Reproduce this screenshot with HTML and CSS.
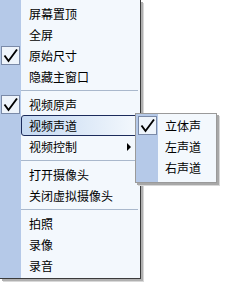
FILE: index.html
```html
<!DOCTYPE html>
<html>
<head>
<meta charset="utf-8">
<link rel="stylesheet" href="styles.css">
</head>
<body>
<div class="menu">
  <div class="item"><span class="gut"></span><span class="label">屏幕置顶</span></div>
  <div class="item"><span class="gut"></span><span class="label">全屏</span></div>
  <div class="item"><span class="gut"><span class="check"><svg width="17" height="17" viewBox="0 0 17 17"><path d="M2.5 8.5 L6.5 14 L15 2.5" fill="none" stroke="#000" stroke-width="1.9"/></svg></span></span><span class="label">原始尺寸</span></div>
  <div class="item"><span class="gut"></span><span class="label">隐藏主窗口</span></div>
  <div class="sep"><span class="gut"></span><span class="line"></span></div>
  <div class="item"><span class="gut"><span class="check"><svg width="17" height="17" viewBox="0 0 17 17"><path d="M2.5 8.5 L6.5 14 L15 2.5" fill="none" stroke="#000" stroke-width="1.9"/></svg></span></span><span class="label">视频原声</span></div>
  <div class="item hot"><span class="gut"></span><span class="label">视频声道</span>
    <div class="submenu">
      <div class="item"><span class="gut"><span class="check"><svg width="17" height="17" viewBox="0 0 17 17"><path d="M2.5 8.5 L6.5 14 L15 2.5" fill="none" stroke="#000" stroke-width="1.9"/></svg></span></span><span class="label">立体声</span></div>
      <div class="item"><span class="gut"></span><span class="label">左声道</span></div>
      <div class="item"><span class="gut"></span><span class="label">右声道</span></div>
    </div>
  </div>
  <div class="item"><span class="gut"></span><span class="label">视频控制</span><span class="arrow"></span></div>
  <div class="sep"><span class="gut"></span><span class="line"></span></div>
  <div class="item"><span class="gut"></span><span class="label">打开摄像头</span></div>
  <div class="item"><span class="gut"></span><span class="label">关闭虚拟摄像头</span></div>
  <div class="sep"><span class="gut"></span><span class="line"></span></div>
  <div class="item"><span class="gut"></span><span class="label">拍照</span></div>
  <div class="item"><span class="gut"></span><span class="label">录像</span></div>
  <div class="item"><span class="gut"></span><span class="label">录音</span></div>
</div>
</body>
</html>
```
FILE: styles.css
```css
html, body {
  margin: 0;
  padding: 0;
  background: #fff;
}
body {
  width: 242px;
  height: 287px;
  overflow: hidden;
  font-family: "Noto Sans CJK SC", "Noto Sans", sans-serif;
  font-size: 12px;
  color: #000;
}
.menu {
  position: relative;
  width: 140px;
  padding: 3px 0 2px 0;
  background: linear-gradient(to right, #b5c9e8 0, #b5c9e8 21px, #f3f8fd 21px);
  border-right: 1px solid #3a3a3a;
  border-bottom: 1px solid #3a3a3a;
  box-shadow: 2px 2px 0 #b0b0b0, 3px 3px 0 #d8d8d8;
  display: flex;
  flex-direction: column;
}
.item {
  position: relative;
  height: 21px;
  display: flex;
  align-items: center;
}
.gut {
  width: 21px;
  height: 21px;
  flex: none;
  display: flex;
  align-items: center;
  justify-content: center;
}
.label {
  padding-left: 8px;
  line-height: 21px;
}
.check {
  width: 17px;
  height: 17px;
  border: 1px solid #7a8aa8;
  background: #eef4fb;
  display: flex;
}
.sep {
  height: 7px;
  display: flex;
  align-items: center;
}
.sep .gut { height: 7px; }
.line {
  flex: 1;
  height: 1px;
  background: #a9b8cc;
  margin-right: 2px;
}
.hot::before {
  content: "";
  position: absolute;
  left: 21px;
  right: 2px;
  top: 0;
  bottom: 0;
  border: 1px solid #1c2c5c;
  border-radius: 3px;
  background: linear-gradient(to right, #c4d8f1, #f3f8fd);
}
.hot .label { position: relative; }
.arrow {
  position: absolute;
  left: 127px;
  top: 7px;
  width: 0;
  height: 0;
  border-top: 4px solid transparent;
  border-bottom: 4px solid transparent;
  border-left: 4px solid #000;
}
.submenu {
  position: absolute;
  left: 135px;
  top: -2px;
  width: 80px;
  padding: 1px 0 4px 0;
  background: linear-gradient(to right, #b5c9e8 0, #b5c9e8 22px, #f3f8fd 22px);
  border: 1px solid #9a9a9a;
  box-shadow: 2px 2px 0 #a8a8a8, 3px 3px 0 #d8d8d8;
  display: flex;
  flex-direction: column;
  z-index: 2;
}
.submenu .gut { width: 22px; }
.submenu .label { padding-left: 7px; }
```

· · · · ·

- Task
Repeat the material exactly as it reads, without any of its pictures.

- Answer
Reproduce this screenshot with HTML and CSS.
FILE: index.html
```html
<!DOCTYPE html>
<html>
<head>
<meta charset="utf-8">
<link rel="stylesheet" href="styles.css">
</head>
<body>
<div class="menu">
  <div class="item"><span class="gut"></span><span class="label">屏幕置顶</span></div>
  <div class="item"><span class="gut"></span><span class="label">全屏</span></div>
  <div class="item"><span class="gut"><span class="check"><svg width="17" height="17" viewBox="0 0 17 17"><path d="M2.5 8.5 L6.5 14 L15 2.5" fill="none" stroke="#000" stroke-width="1.9"/></svg></span></span><span class="label">原始尺寸</span></div>
  <div class="item"><span class="gut"></span><span class="label">隐藏主窗口</span></div>
  <div class="sep"><span class="gut"></span><span class="line"></span></div>
  <div class="item"><span class="gut"><span class="check"><svg width="17" height="17" viewBox="0 0 17 17"><path d="M2.5 8.5 L6.5 14 L15 2.5" fill="none" stroke="#000" stroke-width="1.9"/></svg></span></span><span class="label">视频原声</span></div>
  <div class="item hot"><span class="gut"></span><span class="label">视频声道</span>
    <div class="submenu">
      <div class="item"><span class="gut"><span class="check"><svg width="17" height="17" viewBox="0 0 17 17"><path d="M2.5 8.5 L6.5 14 L15 2.5" fill="none" stroke="#000" stroke-width="1.9"/></svg></span></span><span class="label">立体声</span></div>
      <div class="item"><span class="gut"></span><span class="label">左声道</span></div>
      <div class="item"><span class="gut"></span><span class="label">右声道</span></div>
    </div>
  </div>
  <div class="item"><span class="gut"></span><span class="label">视频控制</span><span class="arrow"></span></div>
  <div class="sep"><span class="gut"></span><span class="line"></span></div>
  <div class="item"><span class="gut"></span><span class="label">打开摄像头</span></div>
  <div class="item"><span class="gut"></span><span class="label">关闭虚拟摄像头</span></div>
  <div class="sep"><span class="gut"></span><span class="line"></span></div>
  <div class="item"><span class="gut"></span><span class="label">拍照</span></div>
  <div class="item"><span class="gut"></span><span class="label">录像</span></div>
  <div class="item"><span class="gut"></span><span class="label">录音</span></div>
</div>
</body>
</html>
```
FILE: styles.css
```css
html, body {
  margin: 0;
  padding: 0;
  background: #fff;
}
body {
  width: 242px;
  height: 287px;
  overflow: hidden;
  font-family: "Noto Sans CJK SC", "Noto Sans", sans-serif;
  font-size: 12px;
  color: #000;
}
.menu {
  position: relative;
  width: 140px;
  padding: 3px 0 2px 0;
  background: linear-gradient(to right, #b5c9e8 0, #b5c9e8 21px, #f3f8fd 21px);
  border-right: 1px solid #3a3a3a;
  border-bottom: 1px solid #3a3a3a;
  box-shadow: 2px 2px 0 #b0b0b0, 3px 3px 0 #d8d8d8;
  display: flex;
  flex-direction: column;
}
.item {
  position: relative;
  height: 21px;
  display: flex;
  align-items: center;
}
.gut {
  width: 21px;
  height: 21px;
  flex: none;
  display: flex;
  align-items: center;
  justify-content: center;
}
.label {
  padding-left: 8px;
  line-height: 21px;
}
.check {
  width: 17px;
  height: 17px;
  border: 1px solid #7a8aa8;
  background: #eef4fb;
  display: flex;
}
.sep {
  height: 7px;
  display: flex;
  align-items: center;
}
.sep .gut { height: 7px; }
.line {
  flex: 1;
  height: 1px;
  background: #a9b8cc;
  margin-right: 2px;
}
.hot::before {
  content: "";
  position: absolute;
  left: 21px;
  right: 2px;
  top: 0;
  bottom: 0;
  border: 1px solid #1c2c5c;
  border-radius: 3px;
  background: linear-gradient(to right, #c4d8f1, #f3f8fd);
}
.hot .label { position: relative; }
.arrow {
  position: absolute;
  left: 127px;
  top: 7px;
  width: 0;
  height: 0;
  border-top: 4px solid transparent;
  border-bottom: 4px solid transparent;
  border-left: 4px solid #000;
}
.submenu {
  position: absolute;
  left: 135px;
  top: -2px;
  width: 80px;
  padding: 1px 0 4px 0;
  background: linear-gradient(to right, #b5c9e8 0, #b5c9e8 22px, #f3f8fd 22px);
  border: 1px solid #9a9a9a;
  box-shadow: 2px 2px 0 #a8a8a8, 3px 3px 0 #d8d8d8;
  display: flex;
  flex-direction: column;
  z-index: 2;
}
.submenu .gut { width: 22px; }
.submenu .label { padding-left: 7px; }
```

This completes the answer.